After NR reached out, Peters’s staff further clarified that the senator hopes to include improved language — focused on creating “a comprehensive process to address bad actors in this space” — in the text of the NDAA. Several sources familiar with the situation, however, said that the senator’s staff had not previously offered or spoken about such a new NDAA provision.

One U.S. firm that might be affected by the legislation is BGI’s U.S. subsidiary, Complete Genomics. It has already spent at least $150,000 since July to hire a K Street firm to lobby Congress and the executive branch on the provision, according to disclosures filed with the Senate. That firm, the Vogel Group, did not respond to a request for comment.

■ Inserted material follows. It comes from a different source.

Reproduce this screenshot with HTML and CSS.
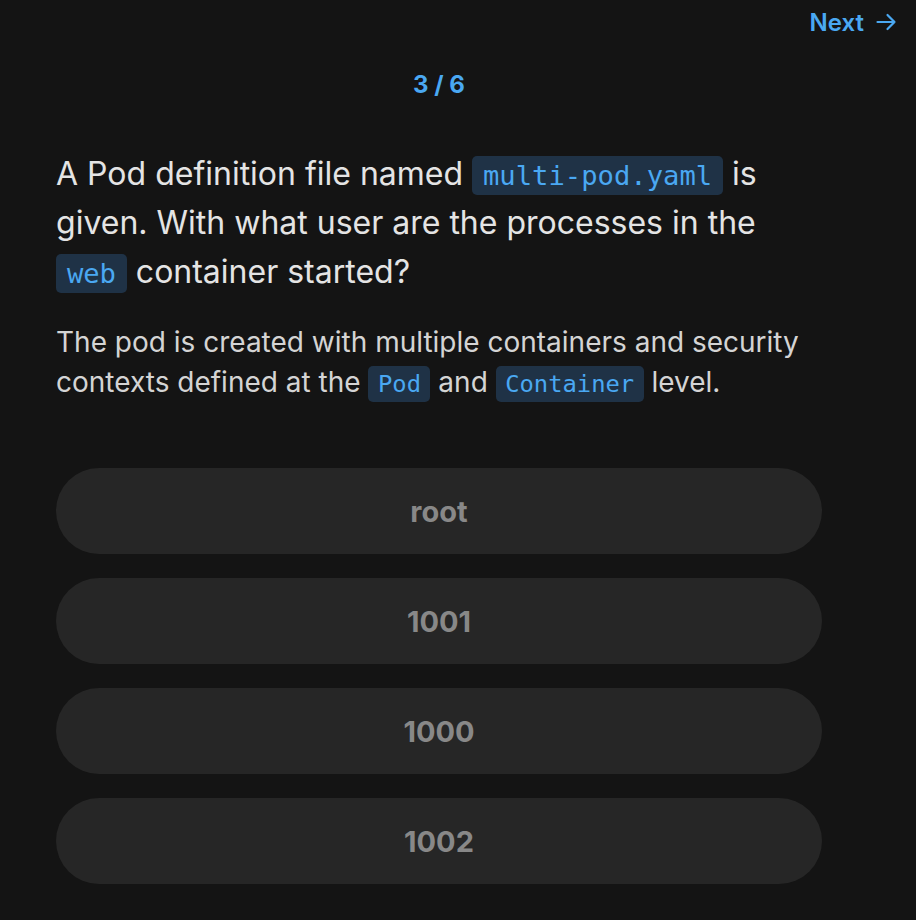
FILE: index.html
```html
<!DOCTYPE html>
<html>
<head>
<meta charset="utf-8">
<link rel="stylesheet" href="styles.css">
</head>
<body>
<div class="page">
  <div class="topbar">
    <a class="next" href="#">Next <svg class="arrow" width="24" height="24" viewBox="0 0 24 24" fill="none" stroke="currentColor" stroke-width="2.2" stroke-linecap="round" stroke-linejoin="round"><path d="M3.5 12h17M13.5 5l7 7-7 7"/></svg></a>
  </div>
  <main class="content">
    <div class="counter">3 / 6</div>
    <h1 class="question">A Pod definition file named <code class="chip">multi-pod.yaml</code> is given. With what user are the processes in the <code class="chip">web</code> container started?</h1>
    <p class="desc">The pod is created with multiple containers and security contexts defined at the <code class="chip">Pod</code> and <code class="chip">Container</code> level.</p>
    <div class="options">
      <button class="option">root</button>
      <button class="option">1001</button>
      <button class="option">1000</button>
      <button class="option">1002</button>
    </div>
  </main>
</div>
</body>
</html>
```
FILE: styles.css
```css
html, body {
  margin: 0;
  padding: 0;
  background: #141414;
}
body {
  font-family: Inter, "Noto Sans", sans-serif;
  color: #e3e3e3;
}
.page {
  width: 916px;
  min-height: 920px;
}
.topbar {
  display: flex;
  justify-content: flex-end;
  padding: 2px 18px 0 0;
  height: 40px;
}
.next {
  display: flex;
  align-items: center;
  gap: 10px;
  color: #4aa8f2;
  font-weight: 600;
  font-size: 24px;
  text-decoration: none;
}
.arrow { display: block; }
.content {
  width: 766px;
  margin: 0 auto 0 56px;
}
.counter {
  text-align: center;
  color: #4aa8f2;
  font-weight: 700;
  font-size: 24px;
  margin-top: 29px;
  line-height: 28px;
}
.question {
  margin: 50px 0 0;
  font-size: 32px;
  font-weight: 400;
  line-height: 49px;
  color: #e4e4e4;
}
.chip {
  font-family: "DejaVu Sans Mono", monospace;
  font-size: 0.85em;
  line-height: 1;
  background: #1f3246;
  color: #4aa8f2;
  border-radius: 5px;
  padding: 0.16em 0.4em;
}
.desc {
  margin: 26px 0 0;
  font-size: 28px;
  line-height: 40px;
  color: #d4d4d4;
}
.options {
  margin-top: 66px;
  display: flex;
  flex-direction: column;
  gap: 24px;
}
.option {
  height: 86px;
  border: 0;
  border-radius: 43px;
  background: #262626;
  color: #888888;
  font-family: Inter, "Noto Sans", sans-serif;
  font-size: 29px;
  font-weight: 700;
  cursor: pointer;
}
```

Meanwhile, BGI Group has hired the white-shoe law firm Steptoe & Johnson to lobby on its behalf, paying the firm $270,000 for its work from the start of July through the end of September.

In recent years, BGI Genomics and its subsidiaries have come under increasing pressure not only in Congress but also from the executive branch. The Pentagon labeled it a “Chinese military company” last year, and the Commerce Department added several of its subsidiaries to an export blacklist, alleging that they’re implicated in Beijing’s atrocities against Uyghurs and its mass-surveillance activities.

In a 2021 bulletin warning about the Chinese government’s efforts to collect large sets of genetic data from around the world via BGI and other firms, the U.S. National Counterintelligence and Security Center pointed to the global use of BGI Covid testing kits and the opening of over a dozen labs operated by the firm in foreign countries.

China has “clearly stated it wants to go from being a biotech power to a biotech superpower, and it sees genomics and these kinds of relationships that it builds as key to that,” Puglisi told NR.

Jimmy Quinn is the national security correspondent for National Review and a Novak Fellow at The Fund for American Studies.